We are in the final testing of the new version 2.0 of SPB. The benchmark
has evolved to allow for retrieval of semantically relevant content in a
more advanced manner and at the same time to demonstrate how
triplestores can offer simplified and more efficient querying.

The major changes in SPB v.2.0 can be summarized as follows:

  • Much bigger reference dataset: from 170 thousand to 22 million
    statements. Now it includes GeoNames data about all of Europe (around 7
    million statements) and DBPedia data about companies, people and events
    (14 million statements). This way we can simulate media archives
    described against datasets with good global coverage for specific types
    of objects. Such large reference sets also provide a better testing
    ground for experiments with very large content archives – think of 50
    million documents (1 billion statements) or more;
  • Better interconnected reference data: more than 5 million links
    between entities, including 500,000 owl:sameAs links between DBPedia and
    Geonames descriptions.

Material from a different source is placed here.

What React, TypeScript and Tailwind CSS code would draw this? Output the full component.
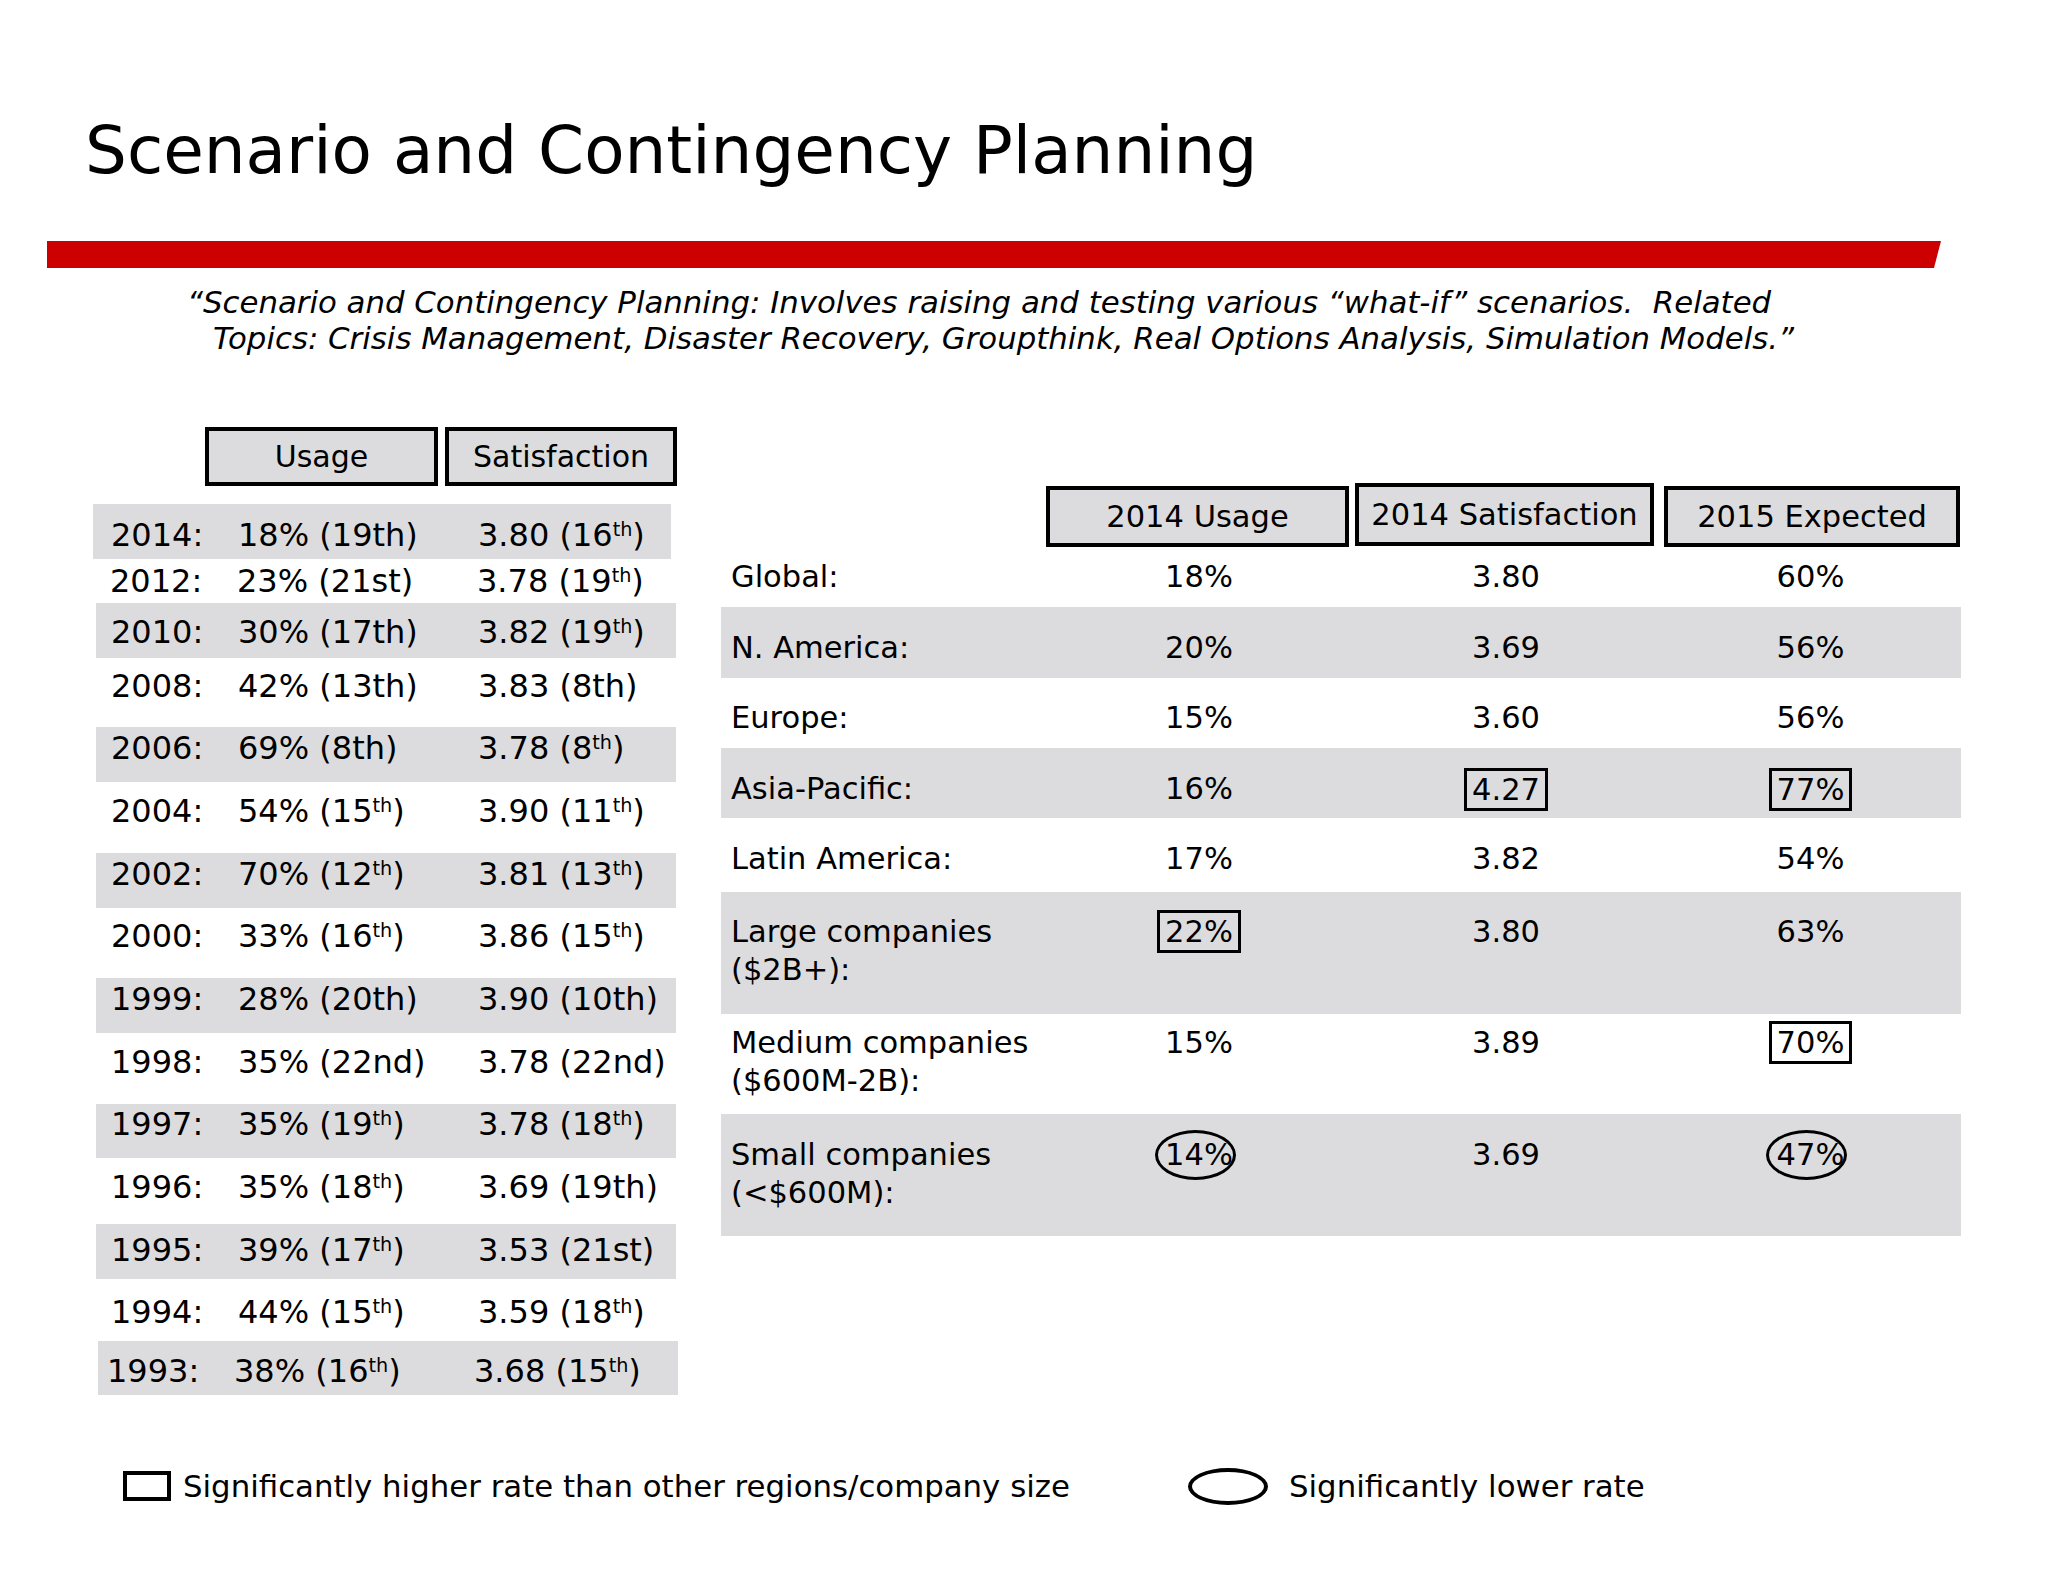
import React from "react";

const Sup = ({ children }: { children: React.ReactNode }) => (
  <sup className="text-[0.6em]">{children}</sup>
);

type LeftRow = {
  y: string;
  u: React.ReactNode;
  s: React.ReactNode;
  cls: string;
};

const leftRows: LeftRow[] = [
  { y: "2014:", u: <>18% (19th)</>, s: <>3.80 (16<Sup>th</Sup>)</>, cls: "h-[55px] pt-[7px] bg-[#dcdcde] w-[578px] pl-[18px]" },
  { y: "2012:", u: <>23% (21st)</>, s: <>3.78 (19<Sup>th</Sup>)</>, cls: "h-[44px] ml-[3px] w-[580px] pl-[14px]" },
  { y: "2010:", u: <>30% (17th)</>, s: <>3.82 (19<Sup>th</Sup>)</>, cls: "h-[55px] pt-[3px] bg-[#dcdcde] ml-[3px] w-[580px] pl-[15px]" },
  { y: "2008:", u: <>42% (13th)</>, s: <>3.83 (8th)</>, cls: "h-[69px] pb-[13px] ml-[3px] w-[580px] pl-[15px]" },
  { y: "2006:", u: <>69% (8th)</>, s: <>3.78 (8<Sup>th</Sup>)</>, cls: "h-[55px] pb-[13px] bg-[#dcdcde] ml-[3px] w-[580px] pl-[15px]" },
  { y: "2004:", u: <>54% (15<Sup>th</Sup>)</>, s: <>3.90 (11<Sup>th</Sup>)</>, cls: "h-[71px] pb-[13px] ml-[3px] w-[580px] pl-[15px]" },
  { y: "2002:", u: <>70% (12<Sup>th</Sup>)</>, s: <>3.81 (13<Sup>th</Sup>)</>, cls: "h-[55px] pb-[13px] bg-[#dcdcde] ml-[3px] w-[580px] pl-[15px]" },
  { y: "2000:", u: <>33% (16<Sup>th</Sup>)</>, s: <>3.86 (15<Sup>th</Sup>)</>, cls: "h-[70px] pb-[14px] ml-[3px] w-[580px] pl-[15px]" },
  { y: "1999:", u: <>28% (20th)</>, s: <>3.90 (10th)</>, cls: "h-[55px] pb-[13px] bg-[#dcdcde] ml-[3px] w-[580px] pl-[15px]" },
  { y: "1998:", u: <>35% (22nd)</>, s: <>3.78 (22nd)</>, cls: "h-[71px] pb-[13px] ml-[3px] w-[580px] pl-[15px]" },
  { y: "1997:", u: <>35% (19<Sup>th</Sup>)</>, s: <>3.78 (18<Sup>th</Sup>)</>, cls: "h-[54px] pb-[14px] bg-[#dcdcde] ml-[3px] w-[580px] pl-[15px]" },
  { y: "1996:", u: <>35% (18<Sup>th</Sup>)</>, s: <>3.69 (19th)</>, cls: "h-[66px] pb-[8px] ml-[3px] w-[580px] pl-[15px]" },
  { y: "1995:", u: <>39% (17<Sup>th</Sup>)</>, s: <>3.53 (21st)</>, cls: "h-[55px] pb-[3px] bg-[#dcdcde] ml-[3px] w-[580px] pl-[15px]" },
  { y: "1994:", u: <>44% (15<Sup>th</Sup>)</>, s: <>3.59 (18<Sup>th</Sup>)</>, cls: "h-[62px] pt-[4px] ml-[3px] w-[580px] pl-[15px]" },
  { y: "1993:", u: <>38% (16<Sup>th</Sup>)</>, s: <>3.68 (15<Sup>th</Sup>)</>, cls: "h-[54px] pt-[6px] bg-[#dcdcde] ml-[5px] w-[580px] pl-[9px]" },
];

const Boxed = ({ children }: { children: React.ReactNode }) => (
  <span className="inline-block border-[3px] border-black px-[5px] leading-[37px] -my-[3px]">
    {children}
  </span>
);

const Circled = ({ children }: { children: React.ReactNode }) => (
  <span className="relative inline-block">
    {children}
    <span className="absolute left-1/2 top-1/2 w-[81px] h-[50px] -translate-x-[44px] -translate-y-[25px] rounded-[50%] border-[3px] border-black" />
  </span>
);

type RightRow = {
  label: React.ReactNode;
  u: React.ReactNode;
  s: React.ReactNode;
  e: React.ReactNode;
  cls: string;
};

const rightRows: RightRow[] = [
  { label: "Global:", u: "18%", s: "3.80", e: "60%", cls: "h-[60px] items-center" },
  { label: "N. America:", u: "20%", s: "3.69", e: "56%", cls: "h-[71px] items-center pt-[11px] bg-[#dcdcde]" },
  { label: "Europe:", u: "15%", s: "3.60", e: "56%", cls: "h-[70px] items-center pt-[10px]" },
  { label: "Asia-Pacific:", u: "16%", s: <Boxed>4.27</Boxed>, e: <Boxed>77%</Boxed>, cls: "h-[70px] items-center pt-[12px] bg-[#dcdcde]" },
  { label: "Latin America:", u: "17%", s: "3.82", e: "54%", cls: "h-[74px] items-center pt-[8px]" },
  { label: <>Large companies<br />($2B+):</>, u: <Boxed>22%</Boxed>, s: "3.80", e: "63%", cls: "h-[122px] items-start pt-[21px] bg-[#dcdcde]" },
  { label: <>Medium companies<br />($600M-2B):</>, u: "15%", s: "3.89", e: <Boxed>70%</Boxed>, cls: "h-[100px] items-start pt-[10px]" },
  { label: <>Small companies<br />(&lt;$600M):</>, u: <Circled>14%</Circled>, s: "3.69", e: <Circled>47%</Circled>, cls: "h-[122px] items-start pt-[22px] bg-[#dcdcde]" },
];

export default function App() {
  return (
    <div className="w-[2048px] h-[1582px] bg-white text-black font-['DejaVu_Sans','Verdana',sans-serif] overflow-hidden">
      <h1 className="mt-[118px] pl-[85px] text-[66px] leading-[66px] font-normal">
        Scenario and Contingency Planning
      </h1>
      <div className="mt-[57px] ml-[47px] w-[1894px] h-[27px] bg-[#cc0000] [clip-path:polygon(0_0,100%_0,calc(100%-7px)_100%,0_100%)]" />
      <div className="mt-[16px] italic text-[30.8px] leading-[36px] whitespace-nowrap">
        <div className="pl-[187px]">
          “Scenario and Contingency Planning: Involves raising and testing various “what-if” scenarios.&nbsp; Related
        </div>
        <div className="pl-[213px]">
          Topics: Crisis Management, Disaster Recovery, Groupthink, Real Options Analysis, Simulation Models.”
        </div>
      </div>

      <div className="mt-[71px] flex items-start">
        {/* Left table */}
        <div className="ml-[93px] w-[585px] text-[32px]">
          <div className="flex h-[59px] text-[30px]">
            <div className="ml-[112px] w-[233px] h-[59px] border-4 border-black bg-[#dcdcde] flex items-center justify-center">
              Usage
            </div>
            <div className="ml-[7px] w-[232px] h-[59px] border-4 border-black bg-[#dcdcde] flex items-center justify-center">
              Satisfaction
            </div>
          </div>
          <div className="mt-[18px]">
            {leftRows.map((r) => (
              <div key={r.y} className={`flex items-center leading-none whitespace-nowrap ${r.cls}`}>
                <div className="w-[127px]">{r.y}</div>
                <div className="w-[240px]">{r.u}</div>
                <div>{r.s}</div>
              </div>
            ))}
          </div>
        </div>

        {/* Right table */}
        <div className="ml-[43px] w-[1240px] mt-[59px] text-[30.5px]">
          <div className="flex h-[61px]">
            <div className="w-[325px]" />
            <div className="w-[303px] h-[61px] border-4 border-black bg-[#dcdcde] flex items-center justify-center">
              2014 Usage
            </div>
            <div className="ml-[6px] w-[299px] h-[63px] -mt-[3px] border-4 border-black bg-[#dcdcde] flex items-center justify-center">
              2014 Satisfaction
            </div>
            <div className="ml-[10px] w-[296px] h-[61px] border-4 border-black bg-[#dcdcde] flex items-center justify-center">
              2015 Expected
            </div>
          </div>
          {rightRows.map((r, i) => (
            <div key={i} className={`flex leading-[38px] whitespace-nowrap ${r.cls}`}>
              <div className="w-[325px] pl-[10px]">{r.label}</div>
              <div className="w-[306px] flex justify-center">{r.u}</div>
              <div className="w-[308px] flex justify-center">{r.s}</div>
              <div className="w-[301px] flex justify-center">{r.e}</div>
            </div>
          ))}
        </div>
      </div>

      <div className="mt-[72px] flex items-center h-[38px] text-[30.8px] whitespace-nowrap">
        <div className="ml-[123px] w-[48px] h-[30px] border-4 border-black" />
        <div className="ml-[12px] w-[1005px]">Significantly higher rate than other regions/company size</div>
        <div className="w-[80px] h-[37px] rounded-[50%] border-4 border-black" />
        <div className="ml-[21px]">Significantly lower rate</div>
      </div>
    </div>
  );
}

The latter evaluates the capabilities of the
    engine to deal with data coming from multiple sources, which use
    different identifiers for one and the same entity;
  • Retrieval of relevant content through links in the reference data,
    including inferred ones. To this end it is important than SPB v.2.0
    involves much more comprehensive inference, particularly with respect to
    transitive closure of parent-company and geographic nesting chains.